January is the Closet's slow season for donations, Giampietro said, because it's cold and people don't want to bother. Not this January.
"People are determined to clean up their homes," she said.
In Chicago, Ravenswood Used Books received a month's worth of books in donations last week.
"We've been in this location for four years, and people would walk up and down the street, and never noticed us before," owner Jim Mall told CNN. "I think a lot of people are now beginning to know us."
Earlier this week, a man called to say he had thousands of books he wanted gone.
"So I hired a moving company and we went over there and I picked up 50 boxes of books," Mall said.
... but it's hard to quantify
Goodwill -- the nonprofit with a vast network of thrift stores -- has heard about the "KonMari" method.
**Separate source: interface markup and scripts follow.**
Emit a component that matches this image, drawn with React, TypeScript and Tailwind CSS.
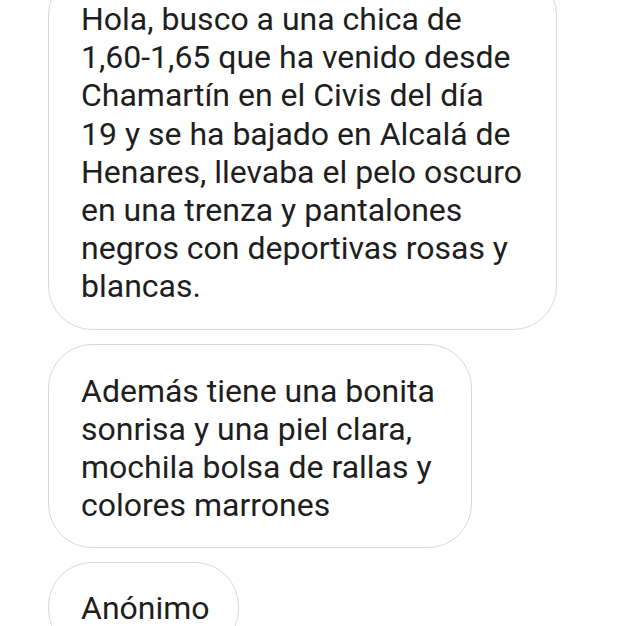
import React from "react";

const Bubble = ({ lines, className }: { lines: string[]; className: string }) => (
  <div className={`border-[1.5px] border-[#d9d9d9] rounded-[44px] bg-white pl-8 ${className}`}>
    {lines.map((l, i) => (
      <div key={i} className="whitespace-nowrap">{l}</div>
    ))}
  </div>
);

export default function App() {
  return (
    <div
      className="w-[626px] h-[626px] overflow-hidden bg-white text-[#1e1e1e] text-[32px] leading-[38.2px]"
      style={{ fontFamily: "Roboto, 'Noto Sans', sans-serif" }}
    >
      <div className="flex flex-col items-start gap-[14px] pl-[48px] -mt-[29px]">
        <Bubble
          className="w-[509px] pt-[28px] pb-[23px]"
          lines={[
            "Hola, busco a una chica de",
            "1,60-1,65 que ha venido desde",
            "Chamartín en el Civis del día",
            "19 y se ha bajado en Alcalá de",
            "Henares, llevaba el pelo oscuro",
            "en una trenza y pantalones",
            "negros con deportivas rosas y",
            "blancas.",
          ]}
        />
        <Bubble
          className="w-[424px] pt-[27px] pb-[23px]"
          lines={[
            "Además tiene una bonita",
            "sonrisa y una piel clara,",
            "mochila bolsa de rallas y",
            "colores marrones",
          ]}
        />
        <Bubble className="w-[191px] pt-[26px] pb-[24px]" lines={["Anónimo"]} />
      </div>
    </div>
  );
}
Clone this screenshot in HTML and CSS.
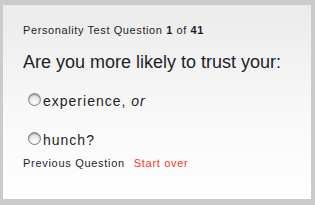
FILE: index.html
```html
<!DOCTYPE html>
<html>
<head>
<meta charset="utf-8">
<link rel="stylesheet" href="styles.css">
</head>
<body>
<div class="card">
  <div class="progress">Personality Test Question <b>1</b> of <b>41</b></div>
  <h1 class="question">Are you more likely to trust your:</h1>
  <div class="options">
    <label class="option"><span class="radio"></span><span>experience, <i>or</i></span></label>
    <label class="option"><span class="radio"></span><span>hunch?</span></label>
  </div>
  <div class="nav"><span class="prev">Previous Question</span><span class="restart">Start over</span></div>
</div>
</body>
</html>
```
FILE: styles.css
```css
html, body { margin: 0; padding: 0; }
body {
  background: #cbcbcb;
  width: 315px;
  height: 205px;
  padding: 5px 4px 6px 3px;
  box-sizing: border-box;
  font-family: "Liberation Sans", Arial, sans-serif;
  color: #1e1e28;
}
.card {
  height: 194px;
  box-sizing: border-box;
  background: linear-gradient(#ebebeb, #f8f8f8 55%, #ffffff);
  padding: 18px 0 0 20px;
}
.progress {
  font-size: 11px;
  letter-spacing: 0.6px;
  line-height: 14px;
}
.progress b { font-weight: bold; }
.question {
  margin: 14px 0 0;
  font-size: 18px;
  font-weight: normal;
  line-height: 22px;
}
.options {
  display: flex;
  flex-direction: column;
  gap: 21px;
  margin-top: 19px;
  padding-left: 5px;
}
.option {
  display: flex;
  align-items: center;
  gap: 2px;
  font-size: 14px;
  letter-spacing: 1px;
  line-height: 18px;
}
.option i { font-style: italic; }
.radio {
  flex: none;
  width: 11px;
  height: 11px;
  border-radius: 50%;
  border: 1px solid #808080;
  background: radial-gradient(circle at 50% 75%, #ffffff, #e6e6e6 55%, #bdbdbd);
  box-shadow: inset 0 1px 1px rgba(0,0,0,0.3);
  margin-top: -3px;
}
.nav {
  font-size: 11px;
  letter-spacing: 0.7px;
  line-height: 14px;
  display: flex;
  gap: 9px;
  margin-top: 7px;
}
.restart { color: #ff3322; }
```
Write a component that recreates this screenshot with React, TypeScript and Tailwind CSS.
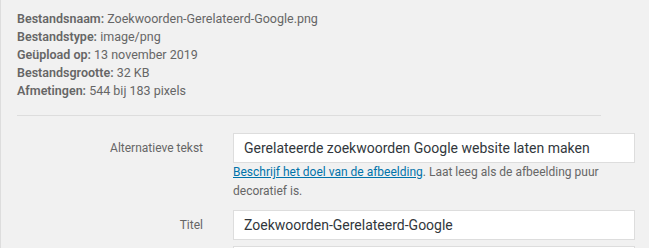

A LOT.
However, since the new year is typically a big "tidy up and donate" time anyway, it's hard to place any uptick in donations on Kondo's 4-foot-8-inch shoulders.
"Activity [at our stores] is often strong the first week of January anyway," Goodwill's public relations and multimedia manager Malini Wilkes told CNN. "People have New Year's resolutions, people have time to get their boxes together, that kind of thing."
Wilkes says the company first saw the connection to the show through online chatter, and eventually called around to different organizations around the country (local Goodwills are independently managed) to get the word on the ground.
"Unfortunately, at the current time, it's too soon to determine the impact from the Marie Kondo show," Wilkes said.
"Some local Goodwills have seen an increase in donations during the first week in January compared to last year, but others say that they have not seen a significant jump over last year."
It's helped the Kondo brand as well
Netflix DEFINITELY knew what it was doing when it released "Tidying Up with Marie Kondo" on the first day of the year, when people are probably at their most vulnerable and untidy. The streaming service doesn't share viewing data so it's hard to tell how many people have watched Kondo gently direct the evacuation of closets, kitchens and kunstkammers in pursuit of a tidier, happier existence.
But the company pointed CNN to this stat: On December 31, Kondo's Instagram follower count was 710,000. Today, it's 1.2 million .
Regardless of the numbers, social media chatter alone makes it clear the show is hitting people where it hurts. Twitter timelines are full of "Tidying Up" jokes, most of which lie somewhere between the valleys of laughing self-awareness and laughing self-loathing. They're also full of people proudly sharing their new, sparser, neater surroundings.
... and it shows no sign of slowing down
Take Hannah Johnson. The Bedford, UK-based blogger and mom wrote about her own marathon tidying session inspired by the show.
She told CNN that after taking in a few hours of Kondo's wizardy, she set her son down with an iPad while her husband was at work and tidied her way straight through her wardrobe and set of drawers. It wasn't easy.
"Opening my wardrobe and seeing those dresses that I couldn't wear did make me a little sad -- like they were taking up space and being unloved when they could be loved in someone else's wardrobe maybe," she said.
Two garbage bags of clothes later, she was feeling a little lighter. Tidier. More KonMari.
"But then I was like, "Right, what can I tidy next?"
With all of this tidying and purging, soul-searching and masochistic Netflix binging, it's no wonder that Kondo's nearly 5-year-old book is sitting in the top five on Amazon's bestseller list as of Wednesday afternoon .
At least when you read the book, you don't have to watch Kondo smiling through the TV screen, politely judging you for your messy, messy ways.